Were one to scour the InterWebNet (as did I earlier today) searching for a suitable quotation, an appropriate apothegm on the subject of ‘anniversaries’ – one might well discover (as, again, did I) that all such wit and wisdom that is to be found online concerns exclusively the matter of matrimony. Further, not one example actually concerns the business of marking the day itself – instead all exclusively wallow in the warm waters of the well of love! Rightly so in normal circumstances you might think, but connubiality is not on this occasion the subject of my discourse.

In the circumstances the unattributed passage above was the best up with which I could come.
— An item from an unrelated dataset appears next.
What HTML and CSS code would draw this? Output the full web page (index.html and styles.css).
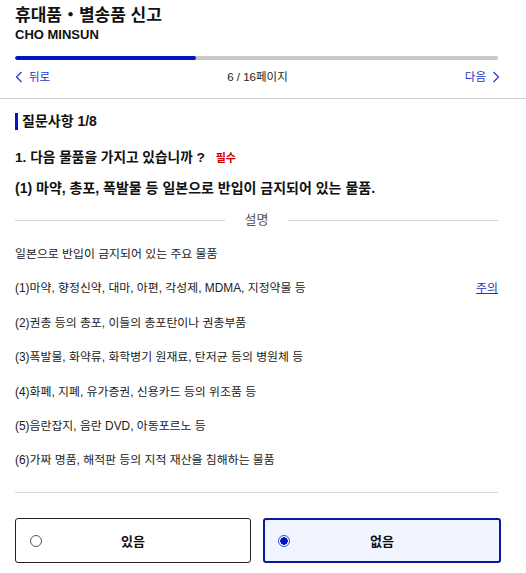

In some ways it is actually quite fitting (though perhaps something of a truism) for today marks the first anniversary of my arrival on these fair shores – of that ‘first day of the rest of my life’ – of my landing in Canada as a Permanent Resident. It is therefore absolutely the case that in this brief span my life has changed utterly and completely – and in what feels now to have been the blink of an eye.

Where did that year go!

For sure, on reflection it is clear that the Kickass Canada Girl and I have achieved a great deal since the day a year ago that we arrived in Victoria bearing our lives in a small number of suitcases. Yes, there is much yet to achieve – but that is as it should be. We have not – after all – either of us reached to point in our lives when we are prepared to sit back, gazing out to sea and reminiscing on our past lives as seen through blush-tinted spectacles.

There is still ass to be kicked!

We will hold back the celebrations themselves as there are yet more anniversaries to be considered over the coming weeks, but we can at least raise a quiet glass in honour of this particular landmark with a certain degree of satisfaction.